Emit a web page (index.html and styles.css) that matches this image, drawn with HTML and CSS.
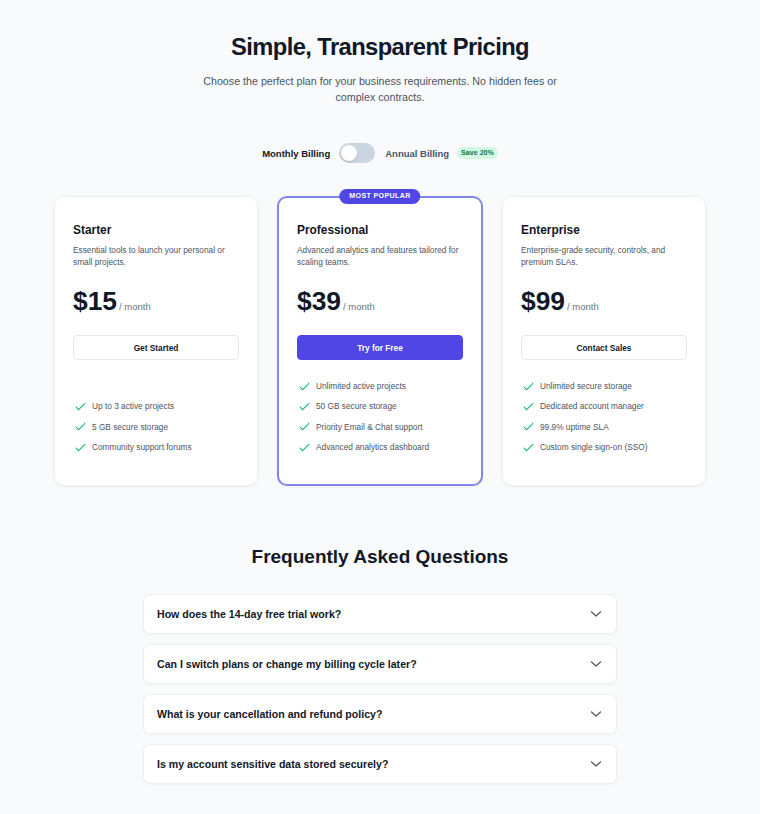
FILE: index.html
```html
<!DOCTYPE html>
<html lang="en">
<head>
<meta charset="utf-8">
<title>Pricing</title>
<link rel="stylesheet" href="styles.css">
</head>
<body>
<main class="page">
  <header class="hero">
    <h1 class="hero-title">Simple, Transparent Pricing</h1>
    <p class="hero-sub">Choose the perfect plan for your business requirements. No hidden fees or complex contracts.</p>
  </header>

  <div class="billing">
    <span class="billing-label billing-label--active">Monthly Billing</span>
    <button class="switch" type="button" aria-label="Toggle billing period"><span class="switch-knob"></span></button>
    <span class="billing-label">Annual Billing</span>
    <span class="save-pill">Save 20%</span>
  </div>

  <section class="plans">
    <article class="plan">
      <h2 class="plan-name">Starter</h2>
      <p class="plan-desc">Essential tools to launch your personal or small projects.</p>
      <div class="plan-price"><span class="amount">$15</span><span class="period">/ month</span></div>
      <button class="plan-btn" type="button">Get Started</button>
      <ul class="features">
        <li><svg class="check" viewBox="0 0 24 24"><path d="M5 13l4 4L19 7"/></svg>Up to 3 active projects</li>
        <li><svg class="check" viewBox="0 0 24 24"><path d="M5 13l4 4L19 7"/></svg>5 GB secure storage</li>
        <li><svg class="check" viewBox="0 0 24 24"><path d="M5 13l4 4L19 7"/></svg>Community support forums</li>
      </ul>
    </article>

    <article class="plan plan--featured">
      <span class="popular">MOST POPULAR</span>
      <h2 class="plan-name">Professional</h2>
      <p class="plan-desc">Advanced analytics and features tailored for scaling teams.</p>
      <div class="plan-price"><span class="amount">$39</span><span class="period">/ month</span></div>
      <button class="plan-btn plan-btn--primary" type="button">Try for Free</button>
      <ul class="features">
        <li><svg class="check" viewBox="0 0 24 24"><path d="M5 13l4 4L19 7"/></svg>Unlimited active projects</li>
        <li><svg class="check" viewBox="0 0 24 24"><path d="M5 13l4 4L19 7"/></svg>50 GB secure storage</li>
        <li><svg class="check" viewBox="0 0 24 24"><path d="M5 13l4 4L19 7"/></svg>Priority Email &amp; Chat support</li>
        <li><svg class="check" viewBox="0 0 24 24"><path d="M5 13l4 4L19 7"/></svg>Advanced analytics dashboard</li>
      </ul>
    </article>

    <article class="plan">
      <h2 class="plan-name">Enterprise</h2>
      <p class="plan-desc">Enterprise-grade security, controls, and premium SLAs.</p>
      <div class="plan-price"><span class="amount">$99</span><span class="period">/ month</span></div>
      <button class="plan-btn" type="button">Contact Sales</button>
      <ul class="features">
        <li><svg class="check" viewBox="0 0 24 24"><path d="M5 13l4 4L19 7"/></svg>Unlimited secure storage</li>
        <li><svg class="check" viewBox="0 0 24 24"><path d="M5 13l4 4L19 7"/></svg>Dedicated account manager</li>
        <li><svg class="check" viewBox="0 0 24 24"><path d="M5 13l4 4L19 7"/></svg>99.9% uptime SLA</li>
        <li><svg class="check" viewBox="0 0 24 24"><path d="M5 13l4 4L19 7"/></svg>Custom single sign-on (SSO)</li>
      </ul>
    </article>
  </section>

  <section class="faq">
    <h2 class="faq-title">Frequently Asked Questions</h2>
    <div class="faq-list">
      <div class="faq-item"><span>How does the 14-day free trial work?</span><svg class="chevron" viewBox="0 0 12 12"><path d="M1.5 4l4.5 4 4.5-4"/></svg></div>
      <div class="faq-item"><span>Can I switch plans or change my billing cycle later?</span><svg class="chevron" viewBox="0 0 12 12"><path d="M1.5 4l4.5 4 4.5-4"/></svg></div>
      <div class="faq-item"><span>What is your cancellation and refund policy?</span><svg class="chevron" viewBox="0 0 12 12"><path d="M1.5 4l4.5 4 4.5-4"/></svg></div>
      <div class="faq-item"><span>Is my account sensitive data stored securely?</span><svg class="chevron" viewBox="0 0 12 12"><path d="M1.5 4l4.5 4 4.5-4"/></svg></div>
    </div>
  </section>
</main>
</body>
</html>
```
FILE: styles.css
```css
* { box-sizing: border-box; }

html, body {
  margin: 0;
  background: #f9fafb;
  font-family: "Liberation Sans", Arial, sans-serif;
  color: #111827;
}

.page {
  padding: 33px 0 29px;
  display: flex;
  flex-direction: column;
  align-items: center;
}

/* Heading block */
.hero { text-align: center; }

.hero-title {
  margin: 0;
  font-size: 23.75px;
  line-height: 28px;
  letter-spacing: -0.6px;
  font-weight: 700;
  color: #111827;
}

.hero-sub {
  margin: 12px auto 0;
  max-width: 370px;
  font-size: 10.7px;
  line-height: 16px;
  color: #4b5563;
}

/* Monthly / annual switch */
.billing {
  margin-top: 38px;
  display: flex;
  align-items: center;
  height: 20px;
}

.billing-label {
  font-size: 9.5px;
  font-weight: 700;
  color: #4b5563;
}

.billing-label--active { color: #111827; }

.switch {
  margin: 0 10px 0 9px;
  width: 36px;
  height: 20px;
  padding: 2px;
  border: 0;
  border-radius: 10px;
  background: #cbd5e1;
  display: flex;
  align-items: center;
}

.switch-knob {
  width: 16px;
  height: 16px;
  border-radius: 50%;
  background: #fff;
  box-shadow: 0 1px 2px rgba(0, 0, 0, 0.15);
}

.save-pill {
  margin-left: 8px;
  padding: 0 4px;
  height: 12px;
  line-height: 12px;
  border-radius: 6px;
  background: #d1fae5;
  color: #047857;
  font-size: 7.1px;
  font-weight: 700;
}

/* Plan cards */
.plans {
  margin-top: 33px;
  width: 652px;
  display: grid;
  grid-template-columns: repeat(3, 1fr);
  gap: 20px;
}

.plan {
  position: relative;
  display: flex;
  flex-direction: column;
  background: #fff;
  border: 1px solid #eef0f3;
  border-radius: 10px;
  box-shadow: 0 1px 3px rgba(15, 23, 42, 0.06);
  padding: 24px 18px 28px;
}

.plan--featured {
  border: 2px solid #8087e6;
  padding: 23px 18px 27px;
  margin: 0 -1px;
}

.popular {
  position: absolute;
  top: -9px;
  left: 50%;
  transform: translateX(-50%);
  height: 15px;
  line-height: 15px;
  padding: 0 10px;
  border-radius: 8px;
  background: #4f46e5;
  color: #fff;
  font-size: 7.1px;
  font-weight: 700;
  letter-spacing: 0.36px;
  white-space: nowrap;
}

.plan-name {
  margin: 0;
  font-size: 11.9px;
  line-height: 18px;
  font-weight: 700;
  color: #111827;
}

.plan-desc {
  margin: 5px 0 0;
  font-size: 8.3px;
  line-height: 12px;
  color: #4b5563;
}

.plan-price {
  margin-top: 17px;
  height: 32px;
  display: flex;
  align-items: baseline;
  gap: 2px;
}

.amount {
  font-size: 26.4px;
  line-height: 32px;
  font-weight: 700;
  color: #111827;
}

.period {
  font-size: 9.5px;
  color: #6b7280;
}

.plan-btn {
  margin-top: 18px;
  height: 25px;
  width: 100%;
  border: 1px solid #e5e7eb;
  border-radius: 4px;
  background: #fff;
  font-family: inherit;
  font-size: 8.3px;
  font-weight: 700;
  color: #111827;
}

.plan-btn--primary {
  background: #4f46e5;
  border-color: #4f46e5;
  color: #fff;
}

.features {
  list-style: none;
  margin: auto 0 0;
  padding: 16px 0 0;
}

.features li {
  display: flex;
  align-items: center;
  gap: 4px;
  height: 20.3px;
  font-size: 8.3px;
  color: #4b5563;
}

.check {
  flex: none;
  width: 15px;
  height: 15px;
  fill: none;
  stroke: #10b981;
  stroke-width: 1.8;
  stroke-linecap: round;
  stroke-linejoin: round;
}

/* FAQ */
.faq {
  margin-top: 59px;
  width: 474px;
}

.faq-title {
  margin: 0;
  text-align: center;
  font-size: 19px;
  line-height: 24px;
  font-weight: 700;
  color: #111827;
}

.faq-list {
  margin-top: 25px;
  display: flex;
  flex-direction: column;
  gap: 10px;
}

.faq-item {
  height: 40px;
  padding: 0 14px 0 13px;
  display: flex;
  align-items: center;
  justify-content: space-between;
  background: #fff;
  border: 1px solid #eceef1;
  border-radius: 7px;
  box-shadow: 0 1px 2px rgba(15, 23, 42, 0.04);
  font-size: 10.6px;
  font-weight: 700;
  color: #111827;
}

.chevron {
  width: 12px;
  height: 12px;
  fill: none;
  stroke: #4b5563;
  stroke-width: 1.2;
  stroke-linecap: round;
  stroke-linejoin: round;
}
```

=== Written problem ===
Extract, from the listing above, every line where the string "styles" occurs.

=== Answer to this problem ===
Emit a web page (index.html and styles.css) that matches this image, drawn with HTML and CSS.
<link rel="stylesheet" href="styles.css">
FILE: styles.css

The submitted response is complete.